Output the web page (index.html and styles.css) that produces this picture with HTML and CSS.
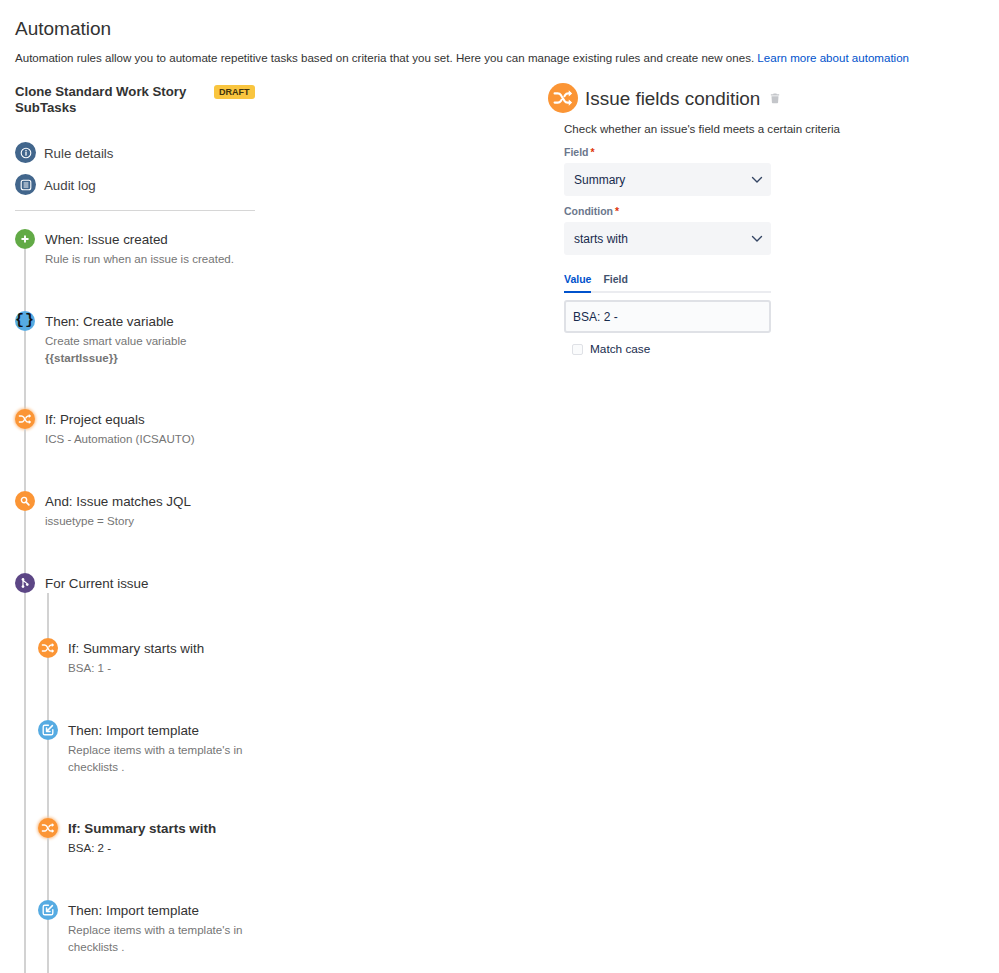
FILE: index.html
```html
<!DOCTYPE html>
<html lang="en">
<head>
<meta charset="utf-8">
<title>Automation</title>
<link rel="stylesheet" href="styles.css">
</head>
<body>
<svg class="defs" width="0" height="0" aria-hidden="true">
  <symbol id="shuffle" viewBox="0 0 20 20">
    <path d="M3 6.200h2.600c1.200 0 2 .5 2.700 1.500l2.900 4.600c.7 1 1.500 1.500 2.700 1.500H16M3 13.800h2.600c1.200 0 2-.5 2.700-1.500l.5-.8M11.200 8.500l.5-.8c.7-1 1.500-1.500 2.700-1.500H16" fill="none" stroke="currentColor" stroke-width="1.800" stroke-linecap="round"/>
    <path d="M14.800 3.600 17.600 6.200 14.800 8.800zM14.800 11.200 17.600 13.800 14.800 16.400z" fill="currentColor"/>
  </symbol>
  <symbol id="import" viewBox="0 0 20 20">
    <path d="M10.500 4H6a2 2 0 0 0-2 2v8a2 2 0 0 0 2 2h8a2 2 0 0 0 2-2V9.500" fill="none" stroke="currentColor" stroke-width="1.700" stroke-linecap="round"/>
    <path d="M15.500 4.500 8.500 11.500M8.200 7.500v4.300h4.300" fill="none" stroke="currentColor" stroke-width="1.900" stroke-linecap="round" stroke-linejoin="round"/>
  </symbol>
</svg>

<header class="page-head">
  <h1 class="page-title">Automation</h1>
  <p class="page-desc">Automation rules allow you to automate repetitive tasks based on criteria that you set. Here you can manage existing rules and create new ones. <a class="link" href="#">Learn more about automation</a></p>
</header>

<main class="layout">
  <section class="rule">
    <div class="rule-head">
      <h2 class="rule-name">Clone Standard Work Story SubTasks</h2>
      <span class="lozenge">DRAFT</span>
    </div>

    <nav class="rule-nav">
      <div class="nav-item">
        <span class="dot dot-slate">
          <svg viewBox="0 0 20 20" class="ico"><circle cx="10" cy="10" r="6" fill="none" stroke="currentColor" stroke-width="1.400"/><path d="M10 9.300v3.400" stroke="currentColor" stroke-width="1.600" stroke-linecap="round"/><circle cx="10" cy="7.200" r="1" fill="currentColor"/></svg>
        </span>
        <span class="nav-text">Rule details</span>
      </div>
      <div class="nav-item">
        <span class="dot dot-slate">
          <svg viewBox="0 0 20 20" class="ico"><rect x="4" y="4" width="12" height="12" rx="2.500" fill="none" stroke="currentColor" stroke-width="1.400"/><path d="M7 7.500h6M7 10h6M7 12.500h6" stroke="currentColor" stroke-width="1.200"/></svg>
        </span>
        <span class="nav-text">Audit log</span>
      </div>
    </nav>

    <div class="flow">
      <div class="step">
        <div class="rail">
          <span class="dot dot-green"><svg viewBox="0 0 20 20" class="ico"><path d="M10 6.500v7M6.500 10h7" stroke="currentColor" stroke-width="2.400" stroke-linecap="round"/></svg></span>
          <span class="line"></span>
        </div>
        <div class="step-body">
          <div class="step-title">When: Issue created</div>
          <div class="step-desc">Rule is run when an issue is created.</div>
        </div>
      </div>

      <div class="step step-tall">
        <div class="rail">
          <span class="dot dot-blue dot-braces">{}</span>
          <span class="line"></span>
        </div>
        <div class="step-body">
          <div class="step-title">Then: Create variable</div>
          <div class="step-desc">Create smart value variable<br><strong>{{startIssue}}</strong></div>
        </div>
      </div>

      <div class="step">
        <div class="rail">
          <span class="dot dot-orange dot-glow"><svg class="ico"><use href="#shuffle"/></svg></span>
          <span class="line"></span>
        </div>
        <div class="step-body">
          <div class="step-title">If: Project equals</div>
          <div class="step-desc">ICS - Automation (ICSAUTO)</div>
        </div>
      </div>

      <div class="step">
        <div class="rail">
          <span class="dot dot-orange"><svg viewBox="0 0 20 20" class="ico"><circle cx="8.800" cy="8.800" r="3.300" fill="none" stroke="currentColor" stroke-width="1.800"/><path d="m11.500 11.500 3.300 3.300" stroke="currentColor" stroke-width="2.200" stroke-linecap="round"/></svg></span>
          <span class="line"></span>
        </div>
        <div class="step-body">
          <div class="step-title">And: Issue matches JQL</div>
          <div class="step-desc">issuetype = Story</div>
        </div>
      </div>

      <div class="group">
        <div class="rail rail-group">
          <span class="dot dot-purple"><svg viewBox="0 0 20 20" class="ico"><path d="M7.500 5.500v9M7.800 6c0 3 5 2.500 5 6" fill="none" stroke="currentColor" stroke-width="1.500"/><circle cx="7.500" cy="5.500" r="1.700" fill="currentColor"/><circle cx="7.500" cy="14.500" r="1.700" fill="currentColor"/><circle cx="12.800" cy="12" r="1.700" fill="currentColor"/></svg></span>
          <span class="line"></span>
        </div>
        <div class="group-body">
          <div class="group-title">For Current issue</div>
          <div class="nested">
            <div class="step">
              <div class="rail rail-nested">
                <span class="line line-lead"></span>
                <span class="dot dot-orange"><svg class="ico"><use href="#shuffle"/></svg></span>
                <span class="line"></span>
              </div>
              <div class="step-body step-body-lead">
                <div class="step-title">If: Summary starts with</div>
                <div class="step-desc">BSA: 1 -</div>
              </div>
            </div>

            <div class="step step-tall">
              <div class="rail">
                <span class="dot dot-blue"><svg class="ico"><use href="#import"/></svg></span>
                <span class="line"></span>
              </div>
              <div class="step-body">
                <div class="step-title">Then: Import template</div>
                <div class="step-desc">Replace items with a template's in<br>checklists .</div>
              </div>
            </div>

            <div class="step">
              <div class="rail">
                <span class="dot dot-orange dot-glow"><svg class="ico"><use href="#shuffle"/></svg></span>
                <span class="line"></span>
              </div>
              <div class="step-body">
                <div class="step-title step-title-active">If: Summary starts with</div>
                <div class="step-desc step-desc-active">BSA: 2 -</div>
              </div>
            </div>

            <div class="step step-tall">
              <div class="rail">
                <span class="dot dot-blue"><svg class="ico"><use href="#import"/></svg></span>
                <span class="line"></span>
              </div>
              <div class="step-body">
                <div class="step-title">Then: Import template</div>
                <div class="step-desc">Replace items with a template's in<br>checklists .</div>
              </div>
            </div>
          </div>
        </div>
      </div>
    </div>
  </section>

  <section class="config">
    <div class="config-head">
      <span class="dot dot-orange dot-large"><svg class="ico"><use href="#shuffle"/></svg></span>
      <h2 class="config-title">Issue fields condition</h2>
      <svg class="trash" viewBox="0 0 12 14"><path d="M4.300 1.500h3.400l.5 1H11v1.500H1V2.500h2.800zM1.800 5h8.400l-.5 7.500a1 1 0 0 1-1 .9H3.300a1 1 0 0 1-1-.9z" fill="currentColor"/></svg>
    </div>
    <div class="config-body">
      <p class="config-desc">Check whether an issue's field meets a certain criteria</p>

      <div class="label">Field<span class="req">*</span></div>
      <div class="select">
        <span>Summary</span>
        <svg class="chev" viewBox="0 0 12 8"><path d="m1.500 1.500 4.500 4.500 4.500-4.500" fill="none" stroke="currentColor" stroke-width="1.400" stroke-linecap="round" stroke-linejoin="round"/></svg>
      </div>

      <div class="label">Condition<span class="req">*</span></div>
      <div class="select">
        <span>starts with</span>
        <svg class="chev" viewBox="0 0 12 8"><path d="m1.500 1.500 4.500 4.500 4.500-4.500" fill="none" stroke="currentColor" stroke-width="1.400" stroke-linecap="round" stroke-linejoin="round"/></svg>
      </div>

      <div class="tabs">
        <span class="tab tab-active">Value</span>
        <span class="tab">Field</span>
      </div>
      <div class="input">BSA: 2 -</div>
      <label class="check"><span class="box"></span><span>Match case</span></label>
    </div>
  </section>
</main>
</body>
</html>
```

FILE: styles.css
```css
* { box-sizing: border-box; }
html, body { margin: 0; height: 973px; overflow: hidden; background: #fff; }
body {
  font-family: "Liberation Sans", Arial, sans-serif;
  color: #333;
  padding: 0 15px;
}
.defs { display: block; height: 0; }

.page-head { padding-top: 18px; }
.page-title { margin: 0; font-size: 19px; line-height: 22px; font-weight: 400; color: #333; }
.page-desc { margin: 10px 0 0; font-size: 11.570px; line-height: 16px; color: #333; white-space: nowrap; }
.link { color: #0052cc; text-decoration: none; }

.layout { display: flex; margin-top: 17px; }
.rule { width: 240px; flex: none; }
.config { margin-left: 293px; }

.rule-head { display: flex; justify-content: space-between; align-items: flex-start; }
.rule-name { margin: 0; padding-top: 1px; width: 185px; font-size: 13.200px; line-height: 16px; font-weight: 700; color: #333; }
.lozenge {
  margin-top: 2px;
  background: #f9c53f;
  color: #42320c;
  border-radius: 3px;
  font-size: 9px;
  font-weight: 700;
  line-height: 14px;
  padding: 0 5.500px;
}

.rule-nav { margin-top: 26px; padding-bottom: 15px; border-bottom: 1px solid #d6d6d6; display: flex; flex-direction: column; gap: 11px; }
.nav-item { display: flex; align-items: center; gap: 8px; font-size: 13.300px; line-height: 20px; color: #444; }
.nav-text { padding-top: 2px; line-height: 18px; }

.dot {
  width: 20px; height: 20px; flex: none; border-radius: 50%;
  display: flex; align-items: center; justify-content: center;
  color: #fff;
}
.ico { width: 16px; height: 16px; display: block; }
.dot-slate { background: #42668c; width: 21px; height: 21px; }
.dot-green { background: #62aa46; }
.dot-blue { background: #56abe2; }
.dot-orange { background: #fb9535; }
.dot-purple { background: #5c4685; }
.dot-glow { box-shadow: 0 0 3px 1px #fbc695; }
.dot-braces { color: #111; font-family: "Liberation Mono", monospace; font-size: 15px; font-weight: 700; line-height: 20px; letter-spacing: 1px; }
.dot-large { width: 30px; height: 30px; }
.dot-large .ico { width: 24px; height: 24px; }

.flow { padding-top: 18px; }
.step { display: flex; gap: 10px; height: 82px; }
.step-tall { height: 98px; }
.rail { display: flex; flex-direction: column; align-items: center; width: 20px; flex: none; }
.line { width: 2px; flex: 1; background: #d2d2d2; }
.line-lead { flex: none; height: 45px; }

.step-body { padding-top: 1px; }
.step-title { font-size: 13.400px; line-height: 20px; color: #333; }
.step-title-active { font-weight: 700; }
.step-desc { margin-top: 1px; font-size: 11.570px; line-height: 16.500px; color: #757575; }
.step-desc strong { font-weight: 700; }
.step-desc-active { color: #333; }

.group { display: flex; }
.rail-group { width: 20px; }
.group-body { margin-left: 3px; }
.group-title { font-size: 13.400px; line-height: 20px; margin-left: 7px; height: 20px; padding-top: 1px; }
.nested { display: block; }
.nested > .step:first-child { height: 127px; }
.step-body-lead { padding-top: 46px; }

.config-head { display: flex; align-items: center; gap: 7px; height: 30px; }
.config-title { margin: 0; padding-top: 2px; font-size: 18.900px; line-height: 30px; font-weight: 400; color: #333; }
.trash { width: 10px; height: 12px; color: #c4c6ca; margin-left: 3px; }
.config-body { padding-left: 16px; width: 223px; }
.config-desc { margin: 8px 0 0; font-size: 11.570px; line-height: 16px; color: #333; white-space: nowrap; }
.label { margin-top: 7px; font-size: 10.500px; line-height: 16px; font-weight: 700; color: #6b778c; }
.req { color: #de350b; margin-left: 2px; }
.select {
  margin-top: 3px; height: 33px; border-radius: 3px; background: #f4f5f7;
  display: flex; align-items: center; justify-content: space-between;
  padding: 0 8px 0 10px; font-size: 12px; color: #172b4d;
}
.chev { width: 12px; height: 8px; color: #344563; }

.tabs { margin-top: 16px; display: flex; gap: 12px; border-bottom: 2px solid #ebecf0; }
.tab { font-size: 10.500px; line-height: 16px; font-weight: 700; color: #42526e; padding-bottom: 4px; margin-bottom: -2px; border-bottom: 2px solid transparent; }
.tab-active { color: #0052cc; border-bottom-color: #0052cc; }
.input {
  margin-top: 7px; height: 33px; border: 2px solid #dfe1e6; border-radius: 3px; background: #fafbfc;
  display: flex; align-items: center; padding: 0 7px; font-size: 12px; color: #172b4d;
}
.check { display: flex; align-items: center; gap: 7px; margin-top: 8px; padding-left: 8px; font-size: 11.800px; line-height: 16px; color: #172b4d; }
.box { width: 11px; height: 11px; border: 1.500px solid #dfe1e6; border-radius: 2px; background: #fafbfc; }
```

═══

▶ _Exercise details_
Filter lines by "styles" and return each hit.

▶ _Task answer_
Output the web page (index.html and styles.css) that produces this picture with HTML and CSS.
<link rel="stylesheet" href="styles.css">
FILE: styles.css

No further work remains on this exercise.